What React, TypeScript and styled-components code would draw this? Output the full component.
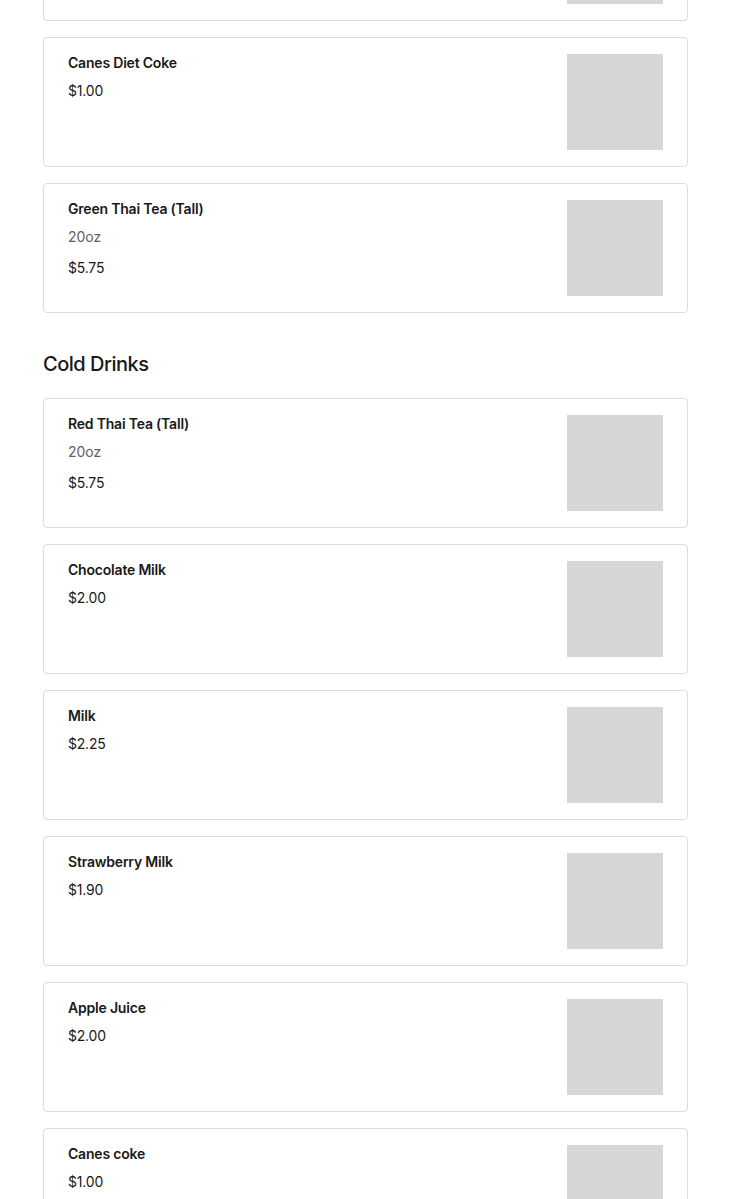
import styled, { createGlobalStyle } from 'styled-components';

const GlobalStyle = createGlobalStyle`
  body {
    margin: 0;
    background: #ffffff;
    font-family: Inter, "Liberation Sans", sans-serif;
    color: #191919;
  }
`;

const Page = styled.div`
  padding: 0 42px 0 43px;
  margin-top: -109px;
  display: flex;
  flex-direction: column;
`;

const Section = styled.section`
  display: flex;
  flex-direction: column;
  gap: 16px;
`;

const SectionTitle = styled.h2`
  margin: 37px 0 20px;
  font-size: 20px;
  line-height: 28px;
  font-weight: 500;
  letter-spacing: -0.5px;
  color: #191919;
`;

const Card = styled.div`
  display: flex;
  justify-content: space-between;
  height: 130px;
  box-sizing: border-box;
  padding: 16px 24px;
  border: 1px solid #dcdcdc;
  border-radius: 4px;
  background: #fff;
`;

const Info = styled.div`
  display: flex;
  flex-direction: column;
  gap: 8px;
  margin-top: -1px;
`;

const Name = styled.div`
  font-size: 14px;
  line-height: 20px;
  font-weight: 600;
  letter-spacing: -0.2px;
  color: #191919;
`;

const Description = styled.div`
  font-size: 14px;
  line-height: 20px;
  color: #606060;
  margin-bottom: 3px;
`;

const Price = styled.div`
  font-size: 14px;
  line-height: 20px;
  letter-spacing: -0.2px;
  color: #191919;
`;

const Thumb = styled.div`
  width: 96px;
  height: 96px;
  flex-shrink: 0;
  background: #d6d6d6;
`;

type Item = { name?: string; price?: string; description?: string };

const topItems: Item[] = [
  {},
  { name: 'Canes Diet Coke', price: '$1.00' },
  { name: 'Green Thai Tea (Tall)', description: '20oz', price: '$5.75' },
];

const coldDrinks: Item[] = [
  { name: 'Red Thai Tea (Tall)', description: '20oz', price: '$5.75' },
  { name: 'Chocolate Milk', price: '$2.00' },
  { name: 'Milk', price: '$2.25' },
  { name: 'Strawberry Milk', price: '$1.90' },
  { name: 'Apple Juice', price: '$2.00' },
  { name: 'Canes coke', price: '$1.00' },
];

function MenuCard({ item }: { item: Item }): JSX.Element {
  return (
    <Card>
      <Info>
        {item.name && <Name>{item.name}</Name>}
        {item.description && <Description>{item.description}</Description>}
        {item.price && <Price>{item.price}</Price>}
      </Info>
      <Thumb />
    </Card>
  );
}

function App(): JSX.Element {
  return (
    <>
      <GlobalStyle />
      <Page>
        <Section>
          {topItems.map((item, i) => (
            <MenuCard key={item.name ?? i} item={item} />
          ))}
        </Section>
        <SectionTitle>Cold Drinks</SectionTitle>
        <Section>
          {coldDrinks.map((item) => (
            <MenuCard key={item.name} item={item} />
          ))}
        </Section>
      </Page>
    </>
  );
}

export default App;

[Problem to solve] Quote the material word for word, dropping any images it holds.

[Output below]
What React, TypeScript and styled-components code would draw this? Output the full component.
import styled, { createGlobalStyle } from 'styled-components';

const GlobalStyle = createGlobalStyle`
  body {
    margin: 0;
    background: #ffffff;
    font-family: Inter, "Liberation Sans", sans-serif;
    color: #191919;
  }
`;

const Page = styled.div`
  padding: 0 42px 0 43px;
  margin-top: -109px;
  display: flex;
  flex-direction: column;
`;

const Section = styled.section`
  display: flex;
  flex-direction: column;
  gap: 16px;
`;

const SectionTitle = styled.h2`
  margin: 37px 0 20px;
  font-size: 20px;
  line-height: 28px;
  font-weight: 500;
  letter-spacing: -0.5px;
  color: #191919;
`;

const Card = styled.div`
  display: flex;
  justify-content: space-between;
  height: 130px;
  box-sizing: border-box;
  padding: 16px 24px;
  border: 1px solid #dcdcdc;
  border-radius: 4px;
  background: #fff;
`;

const Info = styled.div`
  display: flex;
  flex-direction: column;
  gap: 8px;
  margin-top: -1px;
`;

const Name = styled.div`
  font-size: 14px;
  line-height: 20px;
  font-weight: 600;
  letter-spacing: -0.2px;
  color: #191919;
`;

const Description = styled.div`
  font-size: 14px;
  line-height: 20px;
  color: #606060;
  margin-bottom: 3px;
`;

const Price = styled.div`
  font-size: 14px;
  line-height: 20px;
  letter-spacing: -0.2px;
  color: #191919;
`;

const Thumb = styled.div`
  width: 96px;
  height: 96px;
  flex-shrink: 0;
  background: #d6d6d6;
`;

type Item = { name?: string; price?: string; description?: string };

const topItems: Item[] = [
  {},
  { name: 'Canes Diet Coke', price: '$1.00' },
  { name: 'Green Thai Tea (Tall)', description: '20oz', price: '$5.75' },
];

const coldDrinks: Item[] = [
  { name: 'Red Thai Tea (Tall)', description: '20oz', price: '$5.75' },
  { name: 'Chocolate Milk', price: '$2.00' },
  { name: 'Milk', price: '$2.25' },
  { name: 'Strawberry Milk', price: '$1.90' },
  { name: 'Apple Juice', price: '$2.00' },
  { name: 'Canes coke', price: '$1.00' },
];

function MenuCard({ item }: { item: Item }): JSX.Element {
  return (
    <Card>
      <Info>
        {item.name && <Name>{item.name}</Name>}
        {item.description && <Description>{item.description}</Description>}
        {item.price && <Price>{item.price}</Price>}
      </Info>
      <Thumb />
    </Card>
  );
}

function App(): JSX.Element {
  return (
    <>
      <GlobalStyle />
      <Page>
        <Section>
          {topItems.map((item, i) => (
            <MenuCard key={item.name ?? i} item={item} />
          ))}
        </Section>
        <SectionTitle>Cold Drinks</SectionTitle>
        <Section>
          {coldDrinks.map((item) => (
            <MenuCard key={item.name} item={item} />
          ))}
        </Section>
      </Page>
    </>
  );
}

export default App;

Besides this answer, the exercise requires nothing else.